### SOURCE RECORDS
• • • • • • •

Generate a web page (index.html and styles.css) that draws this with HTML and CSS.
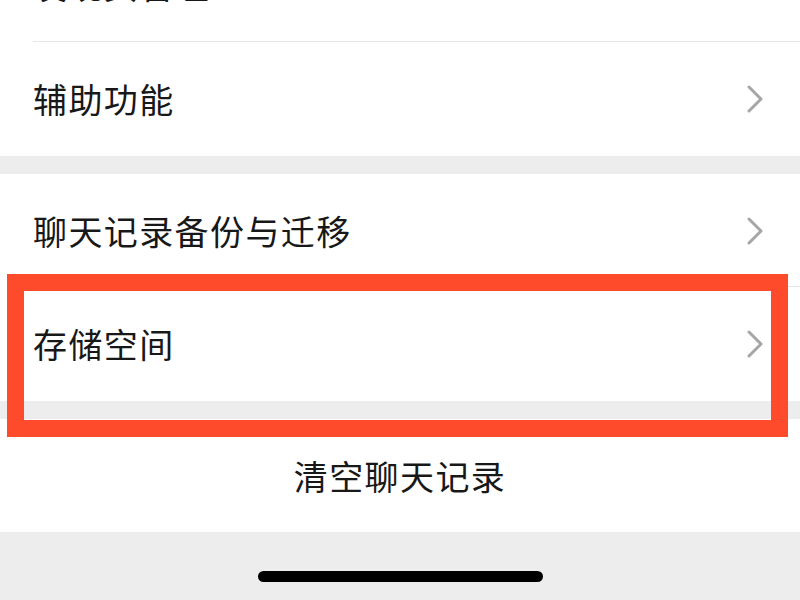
FILE: index.html
```html
<!DOCTYPE html>
<html lang="zh-CN">
<head>
<meta charset="utf-8">
<link rel="stylesheet" href="styles.css">
</head>
<body>
<div class="screen">
  <div class="group group-first">
    <div class="row sep">
      <span class="label">发现页管理</span>
      <svg class="chev" width="16" height="28" viewBox="0 0 16 28"><polyline points="2,2 14,14 2,26" fill="none" stroke="#a6a6a6" stroke-width="3" stroke-linecap="round" stroke-linejoin="round"/></svg>
    </div>
    <div class="row">
      <span class="label">辅助功能</span>
      <svg class="chev" width="16" height="28" viewBox="0 0 16 28"><polyline points="2,2 14,14 2,26" fill="none" stroke="#a6a6a6" stroke-width="3" stroke-linecap="round" stroke-linejoin="round"/></svg>
    </div>
  </div>
  <div class="group">
    <div class="row sep short">
      <span class="label">聊天记录备份与迁移</span>
      <svg class="chev" width="16" height="28" viewBox="0 0 16 28"><polyline points="2,2 14,14 2,26" fill="none" stroke="#a6a6a6" stroke-width="3" stroke-linecap="round" stroke-linejoin="round"/></svg>
    </div>
    <div class="row">
      <span class="label">存储空间</span>
      <svg class="chev" width="16" height="28" viewBox="0 0 16 28"><polyline points="2,2 14,14 2,26" fill="none" stroke="#a6a6a6" stroke-width="3" stroke-linecap="round" stroke-linejoin="round"/></svg>
    </div>
  </div>
  <div class="group">
    <div class="row center short">
      <span class="label">清空聊天记录</span>
    </div>
  </div>
  <div class="footer">
    <div class="home-bar"></div>
  </div>
  <div class="highlight"></div>
</div>
</body>
</html>
```
FILE: styles.css
```css
html, body {
  margin: 0;
  padding: 0;
}
body {
  background: #ededed;
  font-family: "Noto Sans CJK SC", "Noto Sans", sans-serif;
  color: #181818;
}
.screen {
  position: relative;
  width: 800px;
  height: 600px;
  overflow: hidden;
  background: #ededed;
  display: flex;
  flex-direction: column;
  gap: 18px;
}
.group {
  background: #ffffff;
  display: flex;
  flex-direction: column;
}
.group-first {
  margin-top: -72px;
}
.row {
  height: 114px;
  display: flex;
  align-items: center;
  justify-content: space-between;
  padding: 0 37px 0 33px;
  box-sizing: border-box;
  position: relative;
  flex-shrink: 0;
}
.row.short {
  height: 113px;
}
.row.sep::after {
  content: "";
  position: absolute;
  left: 33px;
  right: 0;
  bottom: 0;
  height: 1px;
  background: #e6e6e6;
}
.row.center {
  justify-content: center;
  padding: 0;
}
.label {
  font-size: 34px;
  letter-spacing: 1.4px;
  line-height: 1;
}
.chev {
  display: block;
}
.footer {
  flex: 1;
  margin-top: -18px;
  display: flex;
  justify-content: center;
  padding-top: 39px;
}
.home-bar {
  width: 285px;
  height: 11px;
  border-radius: 6px;
  background: #000;
}
.highlight {
  position: absolute;
  left: 7px;
  top: 274px;
  width: 781px;
  height: 163px;
  box-sizing: border-box;
  border: 17px solid #fd4b2b;
}
```
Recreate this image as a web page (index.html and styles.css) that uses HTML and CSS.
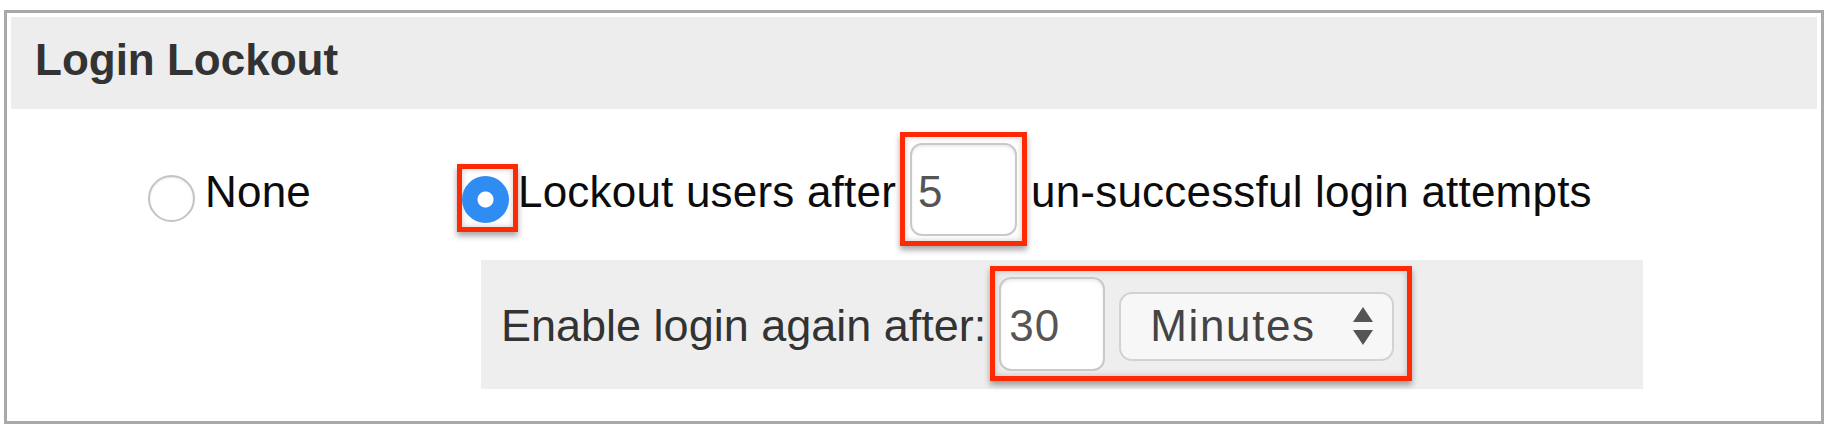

• • • • • • •

Go through the listing above and write it all out exactly, leaving out any picture.

### SOLUTION TO THE PROBLEM
Generate a web page (index.html and styles.css) that draws this with HTML and CSS.
FILE: index.html
```html
<!DOCTYPE html>
<html lang="zh-CN">
<head>
<meta charset="utf-8">
<link rel="stylesheet" href="styles.css">
</head>
<body>
<div class="screen">
  <div class="group group-first">
    <div class="row sep">
      <span class="label">发现页管理</span>
      <svg class="chev" width="16" height="28" viewBox="0 0 16 28"><polyline points="2,2 14,14 2,26" fill="none" stroke="#a6a6a6" stroke-width="3" stroke-linecap="round" stroke-linejoin="round"/></svg>
    </div>
    <div class="row">
      <span class="label">辅助功能</span>
      <svg class="chev" width="16" height="28" viewBox="0 0 16 28"><polyline points="2,2 14,14 2,26" fill="none" stroke="#a6a6a6" stroke-width="3" stroke-linecap="round" stroke-linejoin="round"/></svg>
    </div>
  </div>
  <div class="group">
    <div class="row sep short">
      <span class="label">聊天记录备份与迁移</span>
      <svg class="chev" width="16" height="28" viewBox="0 0 16 28"><polyline points="2,2 14,14 2,26" fill="none" stroke="#a6a6a6" stroke-width="3" stroke-linecap="round" stroke-linejoin="round"/></svg>
    </div>
    <div class="row">
      <span class="label">存储空间</span>
      <svg class="chev" width="16" height="28" viewBox="0 0 16 28"><polyline points="2,2 14,14 2,26" fill="none" stroke="#a6a6a6" stroke-width="3" stroke-linecap="round" stroke-linejoin="round"/></svg>
    </div>
  </div>
  <div class="group">
    <div class="row center short">
      <span class="label">清空聊天记录</span>
    </div>
  </div>
  <div class="footer">
    <div class="home-bar"></div>
  </div>
  <div class="highlight"></div>
</div>
</body>
</html>
```
FILE: styles.css
```css
html, body {
  margin: 0;
  padding: 0;
}
body {
  background: #ededed;
  font-family: "Noto Sans CJK SC", "Noto Sans", sans-serif;
  color: #181818;
}
.screen {
  position: relative;
  width: 800px;
  height: 600px;
  overflow: hidden;
  background: #ededed;
  display: flex;
  flex-direction: column;
  gap: 18px;
}
.group {
  background: #ffffff;
  display: flex;
  flex-direction: column;
}
.group-first {
  margin-top: -72px;
}
.row {
  height: 114px;
  display: flex;
  align-items: center;
  justify-content: space-between;
  padding: 0 37px 0 33px;
  box-sizing: border-box;
  position: relative;
  flex-shrink: 0;
}
.row.short {
  height: 113px;
}
.row.sep::after {
  content: "";
  position: absolute;
  left: 33px;
  right: 0;
  bottom: 0;
  height: 1px;
  background: #e6e6e6;
}
.row.center {
  justify-content: center;
  padding: 0;
}
.label {
  font-size: 34px;
  letter-spacing: 1.4px;
  line-height: 1;
}
.chev {
  display: block;
}
.footer {
  flex: 1;
  margin-top: -18px;
  display: flex;
  justify-content: center;
  padding-top: 39px;
}
.home-bar {
  width: 285px;
  height: 11px;
  border-radius: 6px;
  background: #000;
}
.highlight {
  position: absolute;
  left: 7px;
  top: 274px;
  width: 781px;
  height: 163px;
  box-sizing: border-box;
  border: 17px solid #fd4b2b;
}
```
Recreate this image as a web page (index.html and styles.css) that uses HTML and CSS.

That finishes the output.